- _Given instruction_: Every line below should be copied exactly; drop the pictures.

* START *

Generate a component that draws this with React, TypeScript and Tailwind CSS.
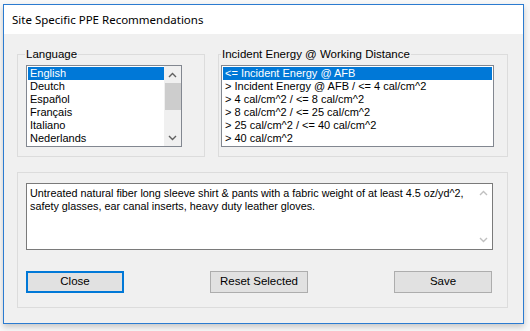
import React from 'react';

const LANGUAGES = ['English', 'Deutch', 'Español', 'Français', 'Italiano', 'Nederlands'];
const ENERGIES = [
  '<= Incident Energy @ AFB',
  '> Incident Energy @ AFB / <= 4 cal/cm^2',
  '> 4 cal/cm^2 / <= 8 cal/cm^2',
  '> 8 cal/cm^2 / <= 25 cal/cm^2',
  '> 25 cal/cm^2 / <= 40 cal/cm^2',
  '> 40 cal/cm^2',
];

function Chevron({ up, color }: { up?: boolean; color: string }) {
  return (
    <svg width="9" height="6" viewBox="0 0 9 6">
      <path d={up ? 'M1 5 L4.5 1.5 L8 5' : 'M1 1 L4.5 4.5 L8 1'} fill="none" stroke={color} strokeWidth="1.4" />
    </svg>
  );
}

function GroupBox({
  label,
  className,
  legendClass = '',
  children,
}: {
  label?: string;
  className: string;
  legendClass?: string;
  children: React.ReactNode;
}) {
  return (
    <fieldset className={`border border-[#dcdcdc] ${className}`}>
      {label && <legend className={`text-[11.5px] leading-[13px] ${legendClass}`}>{label}</legend>}
      {children}
    </fieldset>
  );
}

function Button({ label, focused }: { label: string; focused?: boolean }) {
  return (
    <div
      className={`w-[98px] h-[22px] flex items-center justify-center bg-[#e1e1e1] text-[11.5px] ${
        focused ? 'border-2 border-[#0078d7]' : 'border border-[#adadad]'
      }`}
    >
      {label}
    </div>
  );
}

export default function App() {
  return (
    <div className="w-[530px] h-[331px] bg-[#f8f8f8] pl-[3px] pt-[4px] font-['Liberation_Sans',Arial,sans-serif] text-black">
      <div className="w-[521px] h-[320px] border border-[#2b7bd0] bg-[#f0f0f0] flex flex-col shadow-[0_3px_6px_rgba(0,0,0,0.2)]">
        {/* Title bar */}
        <div className="h-[29px] shrink-0 bg-white flex items-center pl-[8px] text-[11.5px] font-['Noto_Sans',sans-serif]">
          Site Specific PPE Recommendations
        </div>

        <div className="flex flex-col pl-[13px] pt-[14px]">
          <div className="flex gap-[13px]">
            {/* Language */}
            <GroupBox label="Language" className="w-[188px] pl-[8px] pb-[9px]" legendClass="-ml-[1px] px-[1px]">
              <div className="mt-[4px] w-[156px] h-[82px] border border-[#828790] bg-white flex text-[11px] leading-[13px]">
                <div className="flex-1 pt-[1px] pl-[1px]">
                  {LANGUAGES.map((l, i) => (
                    <div key={l} className={`h-[13px] pl-[2px] ${i === 0 ? 'bg-[#0078d7] text-white' : ''}`}>
                      {l}
                    </div>
                  ))}
                </div>
                <div className="w-[17px] flex flex-col items-center bg-[#f0f0f0]">
                  <div className="h-[17px] flex items-center justify-center"><Chevron up color="#606060" /></div>
                  <div className="w-[16px] h-[27px] bg-[#cdcdcd]" />
                  <div className="flex-1" />
                  <div className="h-[17px] flex items-center justify-center"><Chevron color="#606060" /></div>
                </div>
              </div>
            </GroupBox>

            {/* Incident energy */}
            <GroupBox
              label="Incident Energy @ Working Distance"
              className="w-[290px] pl-[2px] pb-[9px]"
              legendClass="ml-0 px-[1px]"
            >
              <div className="mt-[4px] w-[273px] h-[82px] border border-[#828790] bg-white p-[1px] text-[11px] leading-[13px]">
                {ENERGIES.map((e, i) => (
                  <div key={e} className={`h-[13px] pl-[2px] whitespace-nowrap ${i === 0 ? 'bg-[#0078d7] text-white' : ''}`}>
                    {e}
                  </div>
                ))}
              </div>
            </GroupBox>
          </div>

          {/* Recommendation */}
          <GroupBox className="mt-[15px] w-[491px] pl-[8px] pt-[10px] pb-[14px]">
            <div className="w-[467px] h-[67px] border border-[#7a7a7a] bg-white flex">
              <div className="flex-1 pl-[3px] pt-[3px] text-[10.8px] leading-[13px]">
                Untreated natural fiber long sleeve shirt &amp; pants with a fabric weight of at least 4.5 oz/yd^2,
                safety glasses, ear canal inserts, heavy duty leather gloves.
              </div>
              <div className="w-[17px] flex flex-col items-center justify-between py-[6px]">
                <Chevron up color="#c0c0c0" />
                <Chevron color="#c0c0c0" />
              </div>
            </div>
            <div className="mt-[21px] w-[466px] flex justify-between">
              <Button label="Close" focused />
              <Button label="Reset Selected" />
              <Button label="Save" />
            </div>
          </GroupBox>
        </div>
      </div>
    </div>
  );
}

* END *

- _Complete output_:
Generate a component that draws this with React, TypeScript and Tailwind CSS.
import React from 'react';

const LANGUAGES = ['English', 'Deutch', 'Español', 'Français', 'Italiano', 'Nederlands'];
const ENERGIES = [
  '<= Incident Energy @ AFB',
  '> Incident Energy @ AFB / <= 4 cal/cm^2',
  '> 4 cal/cm^2 / <= 8 cal/cm^2',
  '> 8 cal/cm^2 / <= 25 cal/cm^2',
  '> 25 cal/cm^2 / <= 40 cal/cm^2',
  '> 40 cal/cm^2',
];

function Chevron({ up, color }: { up?: boolean; color: string }) {
  return (
    <svg width="9" height="6" viewBox="0 0 9 6">
      <path d={up ? 'M1 5 L4.5 1.5 L8 5' : 'M1 1 L4.5 4.5 L8 1'} fill="none" stroke={color} strokeWidth="1.4" />
    </svg>
  );
}

function GroupBox({
  label,
  className,
  legendClass = '',
  children,
}: {
  label?: string;
  className: string;
  legendClass?: string;
  children: React.ReactNode;
}) {
  return (
    <fieldset className={`border border-[#dcdcdc] ${className}`}>
      {label && <legend className={`text-[11.5px] leading-[13px] ${legendClass}`}>{label}</legend>}
      {children}
    </fieldset>
  );
}

function Button({ label, focused }: { label: string; focused?: boolean }) {
  return (
    <div
      className={`w-[98px] h-[22px] flex items-center justify-center bg-[#e1e1e1] text-[11.5px] ${
        focused ? 'border-2 border-[#0078d7]' : 'border border-[#adadad]'
      }`}
    >
      {label}
    </div>
  );
}

export default function App() {
  return (
    <div className="w-[530px] h-[331px] bg-[#f8f8f8] pl-[3px] pt-[4px] font-['Liberation_Sans',Arial,sans-serif] text-black">
      <div className="w-[521px] h-[320px] border border-[#2b7bd0] bg-[#f0f0f0] flex flex-col shadow-[0_3px_6px_rgba(0,0,0,0.2)]">
        {/* Title bar */}
        <div className="h-[29px] shrink-0 bg-white flex items-center pl-[8px] text-[11.5px] font-['Noto_Sans',sans-serif]">
          Site Specific PPE Recommendations
        </div>

        <div className="flex flex-col pl-[13px] pt-[14px]">
          <div className="flex gap-[13px]">
            {/* Language */}
            <GroupBox label="Language" className="w-[188px] pl-[8px] pb-[9px]" legendClass="-ml-[1px] px-[1px]">
              <div className="mt-[4px] w-[156px] h-[82px] border border-[#828790] bg-white flex text-[11px] leading-[13px]">
                <div className="flex-1 pt-[1px] pl-[1px]">
                  {LANGUAGES.map((l, i) => (
                    <div key={l} className={`h-[13px] pl-[2px] ${i === 0 ? 'bg-[#0078d7] text-white' : ''}`}>
                      {l}
                    </div>
                  ))}
                </div>
                <div className="w-[17px] flex flex-col items-center bg-[#f0f0f0]">
                  <div className="h-[17px] flex items-center justify-center"><Chevron up color="#606060" /></div>
                  <div className="w-[16px] h-[27px] bg-[#cdcdcd]" />
                  <div className="flex-1" />
                  <div className="h-[17px] flex items-center justify-center"><Chevron color="#606060" /></div>
                </div>
              </div>
            </GroupBox>

            {/* Incident energy */}
            <GroupBox
              label="Incident Energy @ Working Distance"
              className="w-[290px] pl-[2px] pb-[9px]"
              legendClass="ml-0 px-[1px]"
            >
              <div className="mt-[4px] w-[273px] h-[82px] border border-[#828790] bg-white p-[1px] text-[11px] leading-[13px]">
                {ENERGIES.map((e, i) => (
                  <div key={e} className={`h-[13px] pl-[2px] whitespace-nowrap ${i === 0 ? 'bg-[#0078d7] text-white' : ''}`}>
                    {e}
                  </div>
                ))}
              </div>
            </GroupBox>
          </div>

          {/* Recommendation */}
          <GroupBox className="mt-[15px] w-[491px] pl-[8px] pt-[10px] pb-[14px]">
            <div className="w-[467px] h-[67px] border border-[#7a7a7a] bg-white flex">
              <div className="flex-1 pl-[3px] pt-[3px] text-[10.8px] leading-[13px]">
                Untreated natural fiber long sleeve shirt &amp; pants with a fabric weight of at least 4.5 oz/yd^2,
                safety glasses, ear canal inserts, heavy duty leather gloves.
              </div>
              <div className="w-[17px] flex flex-col items-center justify-between py-[6px]">
                <Chevron up color="#c0c0c0" />
                <Chevron color="#c0c0c0" />
              </div>
            </div>
            <div className="mt-[21px] w-[466px] flex justify-between">
              <Button label="Close" focused />
              <Button label="Reset Selected" />
              <Button label="Save" />
            </div>
          </GroupBox>
        </div>
      </div>
    </div>
  );
}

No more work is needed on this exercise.